Pechschwarze Felsen ragen aus der Wolkendecke, unter die sich der Atlantik verkrochen hat. Das Flugzeug setzt zur Landung an: ich sehe rote Staubwolken am Horizont. Sahara. Dein Name klingt so magisch.
Was ist Marokko? Marokko ist:
- 99 Arten von Wüste und
- mindestens so viele Nuancen von Ocker,
- Lehmdörfer und Flüsse, die nicht begradigt sind,
- grüne Oasen und trommelnde Berber,
- aber auch trockene, vom Staub bedeckte Lippen und Millionen von Jahren alten Fossilien.
Marrakesch – die rote Stadt
Marrakesch erstrahlt in den letzten Sonnenstrahlen, noch roter vor dem schneeweißen Atlasmassiv. Die Altstadt ist ein alles und jeden verschluckendes Labyrinth.
Hier funktioniert kein GPS, es gibt keine Karten, nur handbemalte Erklärungen, wie man zum großen Djemaa El Fna kommt und wieder zurück findet. Rechts, links, nächste Ecke, bloss nicht in den Souks reinlaufen.
Djemaa El Fna – 1001 Nacht in real
Und er steht da, genauso wie vor 2.000 Jahren. Hier ist die Zeit einfach stehen geblieben. Schlangenbeschwörer, Handleser, Magier und Trommler, die schon damals die Handelskarawanen auf ihrer langen Sahara-Überquerung etwas Unterhaltung gespendet haben, sind immer noch da. Und unverändert. Für wenige Dollar nur kriege ich frisch gepressten Orangensaft und kann mir eine leckere Tajine zusammenstellen lassen. Der riesige Platz steht im Schatten der Koutoubia Moschee, die ihre Zwillingsschwester in Rabat und Sevilla hat. Fünfmal am Tag ertönt die Stimme des Muezzins und dann stehen alle Geschäfte still.

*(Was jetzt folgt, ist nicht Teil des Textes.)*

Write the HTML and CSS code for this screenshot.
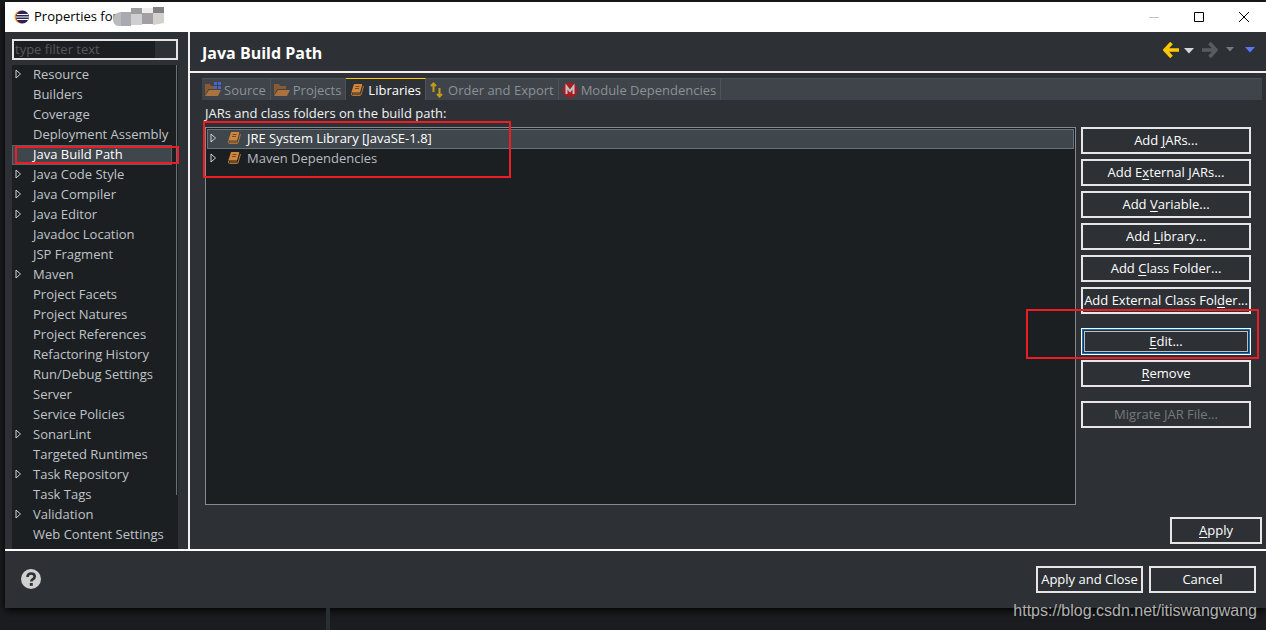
FILE: index.html
```
<!DOCTYPE html>
<html lang="en">
<head>
<meta charset="utf-8">
<title>Properties</title>
<link rel="stylesheet" href="styles.css">
</head>
<body>
<svg class="defs" aria-hidden="true">
  <symbol id="tri" viewBox="0 0 7 10"><path d="M1 1v8l4.500-4z" fill="none" stroke="currentColor"/></symbol>
  <symbol id="book" viewBox="0 0 16 16"><path d="M5.500 2h7q1 0 .7 1l-2.200 7.500H2.300L4.700 3q.2-1 .8-1z" fill="#cf8640"/><path d="M6.500 4.500h4M6 6.500h4" stroke="#7b4a1e"/><path d="M2.500 11q-.5 2.500 1 2.500h7.500q1 0 1.300-1.500L14.500 4M3.500 12h8" fill="none" stroke="#b8712f"/></symbol>
  <symbol id="folder" viewBox="0 0 16 16"><path d="M0 2h5l1 2h6v3H3.500L0 13z" fill="#8a5a33"/><path d="M4 8h12l-3 6H0z" fill="#a8733f"/></symbol>
  <symbol id="down" viewBox="0 0 10 6"><path d="M0 0h10L5 5.500z" fill="currentColor"/></symbol>
  <symbol id="arrow" viewBox="0 0 16 16"><path d="M8.500 1 2 8l6.500 7M2 8h14" fill="none" stroke="currentColor" stroke-width="3.600"/></symbol>
</svg>
<div class="window">
  <header class="titlebar">
    <svg class="logo" viewBox="0 0 16 16"><circle cx="7" cy="8" r="6.500" fill="#f0932b"/><circle cx="8.500" cy="8" r="6.500" fill="#2c2255"/><path d="M3 5.500h11M2 8h13M3 10.500h11" stroke="#fff" stroke-width="1.200"/></svg>
    <span class="caption">Properties for</span>
    <svg class="mosaic" viewBox="0 0 52 20"><path d="M0 12q0-6 8-7v14Q0 20 0 12z" fill="#b9babf"/><path d="M8 5h10v14H8z" fill="#a9a9b0"/><path d="M18 1h11v6H18z" fill="#9d9da0"/><path d="M18 7h11v11H18z" fill="#cfcfd2"/><path d="M29 1h11v5H29z" fill="#eeecef"/><path d="M29 6h11v11H29z" fill="#a29fa3"/><path d="M40 0h11v6H40z" fill="#828284"/><path d="M40 6h11v10l-11 2z" fill="#d4d0cc"/></svg>
    <div class="wincontrols">
      <button class="winbtn" aria-label="Minimize"><svg viewBox="0 0 12 12"><path d="M1 6.500h10" stroke="#c4c4c4"/></svg></button>
      <button class="winbtn" aria-label="Maximize"><svg viewBox="0 0 12 12"><path d="M1.500 1.500h9v9h-9z" fill="none" stroke="#000"/></svg></button>
      <button class="winbtn" aria-label="Close"><svg viewBox="0 0 12 12"><path d="m1 1 10 10M11 1 1 11" stroke="#000"/></svg></button>
    </div>
  </header>
  <div class="main">
    <aside class="sidebar">
      <input class="filter" type="text" placeholder="type filter text" aria-label="Filter">
      <div class="treebox">
        <ul class="tree">
          <li><svg><use href="#tri"/></svg>Resource</li>
          <li>Builders</li>
          <li>Coverage</li>
          <li>Deployment Assembly</li>
          <li class="current">Java Build Path<i class="mark mark-nav"></i></li>
          <li><svg><use href="#tri"/></svg>Java Code Style</li>
          <li><svg><use href="#tri"/></svg>Java Compiler</li>
          <li><svg><use href="#tri"/></svg>Java Editor</li>
          <li>Javadoc Location</li>
          <li>JSP Fragment</li>
          <li><svg><use href="#tri"/></svg>Maven</li>
          <li>Project Facets</li>
          <li>Project Natures</li>
          <li>Project References</li>
          <li>Refactoring History</li>
          <li>Run/Debug Settings</li>
          <li>Server</li>
          <li>Service Policies</li>
          <li><svg><use href="#tri"/></svg>SonarLint</li>
          <li>Targeted Runtimes</li>
          <li><svg><use href="#tri"/></svg>Task Repository</li>
          <li>Task Tags</li>
          <li><svg><use href="#tri"/></svg>Validation</li>
          <li>Web Content Settings</li>
        </ul>
        <div class="scroll"></div>
      </div>
    </aside>
    <section class="page">
      <div class="pagehead">
        <h1>Java Build Path</h1>
        <div class="history">
          <button class="tool back" aria-label="Back"><svg class="arrow"><use href="#arrow"/></svg></button>
          <button class="tool light" aria-label="Back history"><svg class="down"><use href="#down"/></svg></button>
          <button class="tool forward" aria-label="Forward"><svg class="arrow"><use href="#arrow"/></svg></button>
          <button class="tool dim" aria-label="Forward history"><svg class="down small"><use href="#down"/></svg></button>
          <button class="tool blue" aria-label="Menu"><svg class="down"><use href="#down"/></svg></button>
        </div>
      </div>
      <div class="tabs" role="tablist">
        <button class="tab" role="tab"><svg><use href="#folder"/><path d="M9 0h3v3H9zM13 0h3v3h-3zM9 4h3v3H9zM13 4h3v3h-3z" fill="#4c64c8"/></svg>Source</button>
        <button class="tab" role="tab"><svg><use href="#folder"/></svg>Projects</button>
        <button class="tab active" role="tab" aria-selected="true"><svg><use href="#book"/></svg>Libraries</button>
        <button class="tab" role="tab"><svg><path d="M4.500 10V1.500M2 4 4.500 1.500 7 4M10.500 6v8.500M8 12l2.500 2.500 2.500-2.500" fill="none" stroke="#c39b18" stroke-width="2"/></svg>Order and Export</button>
        <button class="tab" role="tab"><svg><circle cx="8" cy="8" r="7.500" fill="#a81c20"/><path d="M4.500 12V4.500L8 9l3.500-4.500V12" fill="none" stroke="#bfc3c6" stroke-width="2"/></svg>Module Dependencies</button>
      </div>
      <div class="content">
        <div class="label" id="liblabel">JARs and class folders on the build path:</div>
        <div class="columns">
          <div class="libbox">
            <ul class="libs" aria-labelledby="liblabel">
              <li class="picked"><svg class="tri"><use href="#tri"/></svg><svg class="book"><use href="#book"/></svg>JRE System Library [JavaSE-1.8]</li>
              <li><svg class="tri"><use href="#tri"/></svg><svg class="book"><use href="#book"/></svg>Maven Dependencies</li>
            </ul>
            <i class="mark mark-libs"></i>
          </div>
          <div class="actions">
            <button class="btn">Add <u>J</u>ARs...</button>
            <button class="btn">Add E<u>x</u>ternal JARs...</button>
            <button class="btn">Add <u>V</u>ariable...</button>
            <button class="btn">Add <u>L</u>ibrary...</button>
            <button class="btn">Add <u>C</u>lass Folder...</button>
            <button class="btn">Add External Class Fol<u>d</u>er...</button>
            <div class="editrow"><button class="btn focused"><u>E</u>dit...</button><i class="mark mark-edit"></i></div>
            <button class="btn"><u>R</u>emove</button>
            <button class="btn migrate" disabled>Migrate JAR File...</button>
          </div>
        </div>
      </div>
      <div class="applyrow"><button class="btn apply"><u>A</u>pply</button></div>
    </section>
  </div>
  <footer class="footer">
    <button class="help" aria-label="Help"><svg viewBox="0 0 20 20"><circle cx="10" cy="10" r="10" fill="#d0d0d0"/><path d="M6.500 8q0-3.500 3.700-3.500 3.500 0 3.500 3 0 1.500-1.700 2.700-1.700 1-1.700 2.300" fill="none" stroke="#2d3135" stroke-width="2.600"/><path d="M8.800 14h3v2.800h-3z" fill="#2d3135"/></svg></button>
    <button class="btn wide">Apply and Close</button>
    <button class="btn wide">Cancel</button>
  </footer>
</div>
<div class="behind"></div>
<div class="watermark">https://blog.csdn.net/itiswangwang</div>
</body>
</html>
```
FILE: styles.css
```
* { box-sizing: border-box; }
body {
  margin: 0;
  padding: 2px 0 0 5px;
  height: 100vh;
  min-height: 600px;
  display: flex;
  flex-direction: column;
  overflow: hidden;
  position: relative;
  background: #1a1c1f;
  color: #c0c4c8;
  font: 13px/18px "Open Sans", "Noto Sans", sans-serif;
}
button { font: inherit; color: inherit; padding: 0; border: 0; background: none; }
ul { list-style: none; margin: 0; padding: 0; }
svg { display: block; flex: none; }
u { text-underline-offset: 2px; }
.defs { position: absolute; width: 0; height: 0; }
.window { flex: 1; display: flex; flex-direction: column; min-height: 0; background: #2d3135; box-shadow: 0 2px 8px #000; }

.titlebar { height: 30px; flex: none; display: flex; align-items: center; padding-left: 9px; background: #fff; color: #000; }
.logo { width: 16px; height: 16px; margin-right: 4px; }
.caption { padding-bottom: 2px; }
.mosaic { width: 52px; height: 20px; margin-left: -5px; }
.wincontrols { margin-left: auto; display: flex; }
.winbtn { width: 45px; height: 28px; display: grid; place-items: center; }
.winbtn svg { width: 12px; height: 12px; }

.main { flex: 1; display: flex; min-height: 0; border-bottom: 2px solid #fff; }
.sidebar { width: 185px; flex: none; display: flex; flex-direction: column; padding: 7px 10px 0 7px; border-right: 2px solid #f4f0f2; }
.filter { width: 100%; height: 21px; padding: 0 1px 2px; border: 2px solid #e4e4e4; border-radius: 0; background: linear-gradient(#1c1f22, #1c1f22) 0 0 / 141px 100% no-repeat #2d3135; color: #c0c4c8; font: inherit; outline: 0; }
.filter::placeholder { color: #55595c; opacity: 1; }
.treebox { flex: 1; display: flex; margin-top: 5px; min-height: 0; background: #1b1f22; }
.tree { flex: 1; }
.tree li { position: relative; height: 20px; padding-left: 21px; white-space: nowrap; }
.tree svg { position: absolute; left: 3px; top: 4px; width: 7px; height: 10px; color: #d0d4d8; }
.tree .current { background: #3f464c; color: #fff; border: 1px solid #596269; line-height: 16px; padding-left: 20px; margin-right: 4px; }
.scroll { width: 2px; height: 430px; border-left: 1px solid #64707a; }

.mark { position: absolute; border: 2px solid #ee1c24; pointer-events: none; }
.mark-nav { left: 2px; top: 0; width: 164px; height: 18px; }
.mark-libs { left: -2px; top: -6px; width: 308px; height: 57px; }
.mark-edit { left: -55px; top: -19px; right: -8px; bottom: -4px; }

.page { flex: 1; min-width: 0; display: flex; flex-direction: column; }
.pagehead { height: 41px; flex: none; display: flex; align-items: center; justify-content: space-between; padding: 2px 11px 0 12px; border-bottom: 2px solid #f4f0f2; }
h1 { margin: 0; font-size: 16px; line-height: 20px; color: #fff; }
.history { display: flex; align-items: center; gap: 5px; padding-bottom: 6px; }
.arrow { width: 16px; height: 16px; }
.down { width: 10px; height: 6px; }
.down.small { width: 8px; height: 5px; }
.back { color: #ffc800; }
.light { color: #d4d8dc; padding-top: 2px; }
.forward { color: #575c63; margin-left: 3px; }
.forward svg { transform: scaleX(-1); }
.dim { color: #75797d; margin-left: 3px; }
.blue { color: #5578ff; margin-left: 6px; }

.tabs { flex: none; height: 22px; display: flex; margin: 5px 4px 0 12px; background: #3e444a; border-top: 1px solid #4d5358; }
.tab { display: flex; align-items: center; gap: 3px; margin-top: -1px; padding: 2px 4px 0 3px; color: #8c9195; border-right: 1px solid #4d5358; white-space: nowrap; }
.tab svg { width: 16px; height: 16px; }
.tab.active { background: #2d3135; color: #fff; border-top: 1px solid #ffc800; padding-top: 1px; }

.content { flex: 1; min-height: 0; display: flex; flex-direction: column; padding: 4px 15px 0; }
.label { color: #f0f2f4; margin-bottom: 5px; }
.columns { flex: 1; display: flex; gap: 5px; }
.libbox { position: relative; flex: 1; display: flex; }
.libs { flex: 1; padding: 1px; border: 1px solid #858a8f; background: #1b1f22; }
.libs li { display: flex; align-items: center; height: 20px; padding: 0 0 2px 3px; color: #b8bcc0; }
.libs .picked { background: #3f464c; border: 1px solid #68737c; color: #fff; padding-left: 2px; }
.libs .tri { width: 7px; height: 10px; color: #d0d4d8; margin-right: 9px; }
.libs .book { width: 16px; height: 16px; margin-right: 5px; }
.actions { width: 170px; display: flex; flex-direction: column; gap: 5px; }
.btn { height: 27px; padding-bottom: 2px; border: 2px solid #e6e6e6; color: #fff; white-space: nowrap; }
.btn:disabled { color: #75797c; }
.editrow { position: relative; display: grid; margin-top: 9px; }
.focused { border: 1px solid #fff; outline: 1px solid #0078d7; outline-offset: -2px; box-shadow: inset 0 0 0 2px #2d3135, inset 0 0 0 3px #bfbfbf; }
.migrate { margin-top: 9px; }
.applyrow { display: flex; justify-content: flex-end; padding: 12px 4px 5px; }
.apply { width: 92px; }

.footer { flex: none; height: 57px; display: flex; align-items: center; gap: 6px; padding: 0 10px 0 16px; }
.help { margin-right: auto; padding-bottom: 1px; }
.help svg { width: 20px; height: 20px; }
.wide { width: 107px; }
.behind { height: 22px; flex: none; width: 325px; border-right: 4px solid #2b2e32; }
.watermark { position: absolute; right: 9px; bottom: 9px; color: #b0b0b0; font: 16px/20px "Liberation Sans", sans-serif; }
```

Die Wüste – die Mutter allen Lebens
Durch den roten, teilweise kargen Hohen Atlas fahren wir Richtung Merzouga. Dahin, wo die orangenen Sanddünen sind. Mein Fahrer fährt auf den ersten Blick ohne Richtung, einfach irgendwie durch die Wüste. In der Dämmerung ändert Sahara ihre Farben jede Minute. Gelb, leuchtend orange, zartrosa, grau, schwarz, grün. Und da, zwischen den Dünen treffe ich den Geschäftsmann, der mir Tee und Fossilien anbietet und Jimi Hendrix für 5 EUR verkauft. Die mir bekannten Zahlen reichen nicht aus, um die Sterne am Himmel zu zählen. Ich versinke in Sternen. Das einzige Geräusch, welches ich vernehmen kann, ist der Wind, der um den Hals der Weinflasche tanzt.
Ich denke mir, die Wüste ist Anfang und Ende vom Leben. Vor 350 Mio. Jahren ist hier das Leben entstanden, im Meer. Jetzt sind es nur noch Dünen, Sand und Staub, bis das Auge reicht. Ich höre den Soundtrack von “Arizona Dream” und tanze auf einer Düne, bis die Sonne untergeht.
Am nächsten Tag ist Weihnachten. In der Wüste und ohne Tannenbaum und meine Familie. Gewöhnungsbedürftig und zugleich witzig mit den dazu gehörigen Weihnachtsmützen.